Sie haben sozusagen Ihre Nase reingesteckt, in diese grundsätzlich neue Art, sich selbst und die Welt zu betrachten. Ins Postkonventionelle, ins Sowohl-als-auch, in die Relativierung. Und das ändert in gewisser Weise alles. Dazu gehört: Diese grundsätzliche Bereitschaft, Ihre Kategorien, Ihre inneren Strukturen, Ihre Werte, Ihre Ziele zu hinterfragen, ist irreversibel. Sie können – und wollen – nie mehr vollständig in die alte Weltsicht zurück. Da Sie erkannt haben, dass diese grundsätzliche Kritik an sich selbst ihre Berechtigung hat, erscheint Ihnen das vorher nützliche Verschmolzensein mit sich selbst heute naiv. Nun empfinden Sie den einen oder anderen Ihrer Werte zuweilen als kritikwürdig. Ist dieser Wert immer nützlich oder zuweilen ein zum Glaubenssatz geronnenes (Vor-) Urteil? Sie empfinden es als spannend, dieses Selbstgebastelte an Ihrer Sicht der Dinge zu entdecken. Da Sie nun weniger mit ihren Glaubenssätzen verwachsen sind, können Sie auch mehr Energie in die Probleme investieren, die es objektiv zu lösen gilt (siehe die Grafik unten).

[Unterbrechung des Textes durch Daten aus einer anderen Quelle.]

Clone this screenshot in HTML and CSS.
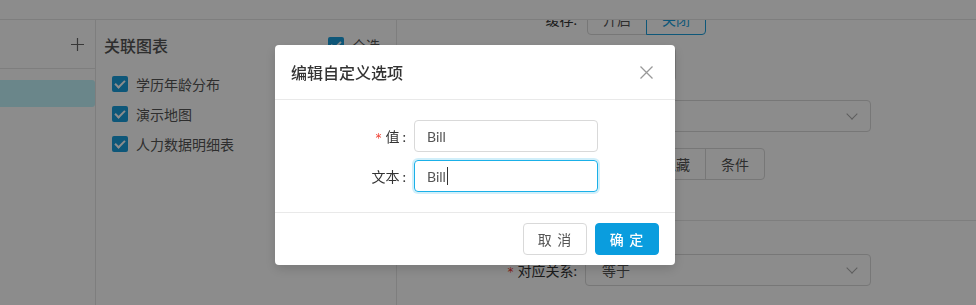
FILE: index.html
```html
<!DOCTYPE html>
<html lang="zh-CN">
<head>
    <meta charset="UTF-8">
    <meta name="viewport" content="width=device-width, initial-scale=1.0">
    <title>编辑自定义选项</title>
    <link rel="stylesheet" href="styles.css">
</head>
<body>
    <div class="app">
        <header class="topbar"></header>

        <div class="main">
            <aside class="side">
                <div class="side-head">
                    <svg class="plus" width="13" height="13" viewBox="0 0 13 13">
                        <path d="M6.5 0v13M0 6.5h13" stroke="#666" stroke-width="1.2" fill="none"/>
                    </svg>
                </div>
                <div class="side-list">
                    <div class="side-item active"></div>
                </div>
            </aside>

            <section class="charts">
                <div class="charts-head">
                    <span class="charts-title">关联图表</span>
                    <label class="check"><span class="box"></span>全选</label>
                </div>
                <ul class="chart-list">
                    <li class="check"><span class="box"></span>学历年龄分布</li>
                    <li class="check"><span class="box"></span>演示地图</li>
                    <li class="check"><span class="box"></span>人力数据明细表</li>
                </ul>
            </section>

            <section class="props">
                <div class="props-inner">
                    <div class="prop-row row-cache">
                        <span class="prop-label">缓存:</span>
                        <div class="btn-group">
                            <span class="seg">开启</span>
                            <span class="seg on">关闭</span>
                        </div>
                    </div>
                    <div class="prop-row row-name">
                        <span class="prop-label"></span>
                        <div class="box-input"></div>
                    </div>
                    <div class="prop-row row-type">
                        <span class="prop-label"></span>
                        <div class="select"><span></span><i class="chev"></i></div>
                    </div>
                    <div class="prop-row row-mode">
                        <span class="prop-label"></span>
                        <div class="btn-group">
                            <span class="seg">显示</span>
                            <span class="seg">隐藏</span>
                            <span class="seg">条件</span>
                        </div>
                    </div>
                    <div class="divider"></div>
                    <div class="prop-row row-rel">
                        <span class="prop-label"><em class="star">*</em>对应关系:</span>
                        <div class="select"><span>等于</span><i class="chev"></i></div>
                    </div>
                </div>
            </section>
        </div>
    </div>

    <div class="mask"></div>

    <div class="modal">
        <div class="modal-head">
            <span class="modal-title">编辑自定义选项</span>
            <svg class="close" width="13" height="13" viewBox="0 0 13 13">
                <path d="M0.5 0.5l12 12M12.5 0.5l-12 12" stroke="#999" stroke-width="1.3" fill="none"/>
            </svg>
        </div>
        <div class="modal-body">
            <div class="form-row">
                <span class="form-label"><em class="star">*</em>值<span class="colon">:</span></span>
                <div class="field">Bill</div>
            </div>
            <div class="form-row">
                <span class="form-label">文本<span class="colon">:</span></span>
                <div class="field focus">Bill<i class="caret"></i></div>
            </div>
        </div>
        <div class="modal-foot">
            <button class="btn">取 消</button>
            <button class="btn primary">确 定</button>
        </div>
    </div>
</body>
</html>
```

FILE: styles.css
```css
* {
    margin: 0;
    padding: 0;
    box-sizing: border-box;
}

body {
    background: #fff;
    font-family: Lato, "Noto Sans CJK SC", sans-serif;
    font-size: 14px;
    color: #333;
    height: 100vh;
    overflow: hidden;
}

ul {
    list-style: none;
}

.app {
    height: 100vh;
    display: flex;
    flex-direction: column;
}

.topbar {
    height: 20px;
    border-bottom: 1px solid #e6e6e6;
    background: #fff;
    flex-shrink: 0;
}

.main {
    flex: 1;
    display: flex;
    min-height: 0;
}

/* Left list */
.side {
    width: 96px;
    border-right: 1px solid #e6e6e6;
    flex-shrink: 0;
}

.side-head {
    height: 49px;
    border-bottom: 1px solid #e6e6e6;
    display: flex;
    align-items: center;
    justify-content: flex-end;
    padding-right: 11px;
}

.side-list {
    padding-top: 11px;
}

.side-item {
    height: 27px;
}

.side-item.active {
    background: #c2f4fb;
    border-radius: 0 3px 3px 0;
}

/* Charts column */
.charts {
    width: 301px;
    border-right: 1px solid #e6e6e6;
    flex-shrink: 0;
}

.charts-head {
    height: 49px;
    display: flex;
    align-items: center;
    justify-content: space-between;
    padding: 0 16px 0 8px;
}

.charts-title {
    font-size: 16px;
    font-weight: 500;
    color: #555;
}

.check {
    display: flex;
    align-items: center;
    gap: 8px;
    color: #555;
}

.box {
    width: 16px;
    height: 16px;
    border-radius: 2px;
    background: #1a9fdc;
    position: relative;
}

.box::after {
    content: "";
    position: absolute;
    left: 5px;
    top: 2px;
    width: 4px;
    height: 8px;
    border: solid #fff;
    border-width: 0 2px 2px 0;
    transform: rotate(45deg);
}

.chart-list {
    padding-left: 16px;
}

.chart-list .check {
    height: 30px;
}

/* Properties panel */
.props {
    flex: 1;
    overflow: hidden;
}

.props-inner {
    margin-top: -17px;
    display: flex;
    flex-direction: column;
}

.prop-row {
    display: grid;
    grid-template-columns: 180px auto;
    gap: 8px;
    align-items: center;
    justify-items: start;
}

.prop-label {
    justify-self: end;
    color: #333;
}

.row-name { margin-top: 12px; }
.row-type { margin-top: 18px; }
.row-mode { margin-top: 16px; }
.row-rel { margin-top: 33px; }

.divider {
    margin-top: 40px;
    border-top: 1px solid #e6e6e6;
}

.star {
    font-style: normal;
    color: #f04134;
    font-family: "DejaVu Sans", sans-serif;
    font-size: 12px;
    margin-right: 4px;
}

.btn-group {
    display: flex;
    margin-left: 2px;
}

.seg {
    width: 60px;
    height: 32px;
    border: 1px solid #d9d9d9;
    margin-left: -1px;
    display: flex;
    align-items: center;
    justify-content: center;
    color: #555;
}

.seg:first-child {
    margin-left: 0;
    border-radius: 4px 0 0 4px;
}

.seg:last-child {
    border-radius: 0 4px 4px 0;
}

.seg.on {
    border-color: #1a9fdc;
    color: #1a9fdc;
    position: relative;
}

.box-input {
    width: 91px;
    height: 35px;
    border: 1px solid #d9d9d9;
    border-radius: 4px;
}

.select {
    width: 286px;
    height: 32px;
    border: 1px solid #d9d9d9;
    border-radius: 4px;
    display: flex;
    align-items: center;
    justify-content: space-between;
    padding: 0 14px 0 16px;
    color: #555;
}

.chev {
    width: 8px;
    height: 8px;
    border: solid #aaa;
    border-width: 0 1px 1px 0;
    transform: rotate(45deg);
    margin-top: -4px;
}

/* Modal */
.mask {
    position: fixed;
    inset: 0;
    background: rgba(0, 0, 0, 0.45);
}

.modal {
    position: fixed;
    left: 275px;
    top: 45px;
    width: 400px;
    background: #fff;
    border-radius: 4px;
    box-shadow: 0 4px 12px rgba(0, 0, 0, 0.15);
}

.modal-head {
    height: 55px;
    border-bottom: 1px solid #e9e9e9;
    display: flex;
    align-items: center;
    justify-content: space-between;
    padding: 0 22px 0 16px;
}

.modal-title {
    font-size: 16px;
    font-weight: 500;
    color: #333;
}

.modal-body {
    padding: 20px 0;
    display: flex;
    flex-direction: column;
    gap: 8px;
}

.form-row {
    display: flex;
    align-items: center;
}

.form-label {
    width: 131px;
    text-align: right;
    margin-right: 8px;
    color: #333;
}

.colon {
    margin-left: 3px;
}

.field {
    width: 184px;
    height: 32px;
    border: 1px solid #d9d9d9;
    border-radius: 4px;
    padding: 0 12px;
    display: flex;
    align-items: center;
    color: #555;
}

.field.focus {
    border-color: #1ab0e8;
    box-shadow: 0 0 0 2px rgba(26, 176, 232, 0.2);
}

.caret {
    width: 1px;
    height: 18px;
    background: #333;
    margin-left: 1px;
}

.modal-foot {
    border-top: 1px solid #e9e9e9;
    padding: 10px 16px;
    display: flex;
    justify-content: flex-end;
    gap: 8px;
}

.btn {
    width: 64px;
    height: 32px;
    border: 1px solid #d9d9d9;
    border-radius: 4px;
    background: #fff;
    color: #555;
    font-family: inherit;
    font-size: 14px;
    letter-spacing: 1px;
}

.btn.primary {
    background: #0a9dde;
    border-color: #0a9dde;
    color: #fff;
    font-weight: 500;
}
```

Damit hätten Sie noch nicht die nächste Stufe erobert. Denn das dauert ein paar Jahre. Aber bereits in dem Moment, in dem Sie sich auf den Weg dahin aufgemacht haben, offenbart sich Ihnen “etwas von der neuen Welt”. Bereits die Tatsache, dass Sie “Ihre Nase ins Neue gesteckt” haben, verändert den Blick. Schon diese ersten Schritte ins noch reichlich unbekannte Terrain der Postkonventionellen Stufen schenken Ihnen mehr Gelassenheit und mehr Flexibilität im Handeln. Sie können nun einige Probleme besser lösen, vor denen Sie zuvor kapituliert haben. Eine neue, kleine, aufregende Welle ist in Ihr Leben getreten. Sie können sie nutzen, um immer weiter auf ihr zu surfen. Um immer neue Erlebnisse und Aufgaben anders zu betrachten. Wann Sie das angehen und wie Sie den Prozess gestalten, können Sie immer noch entscheiden.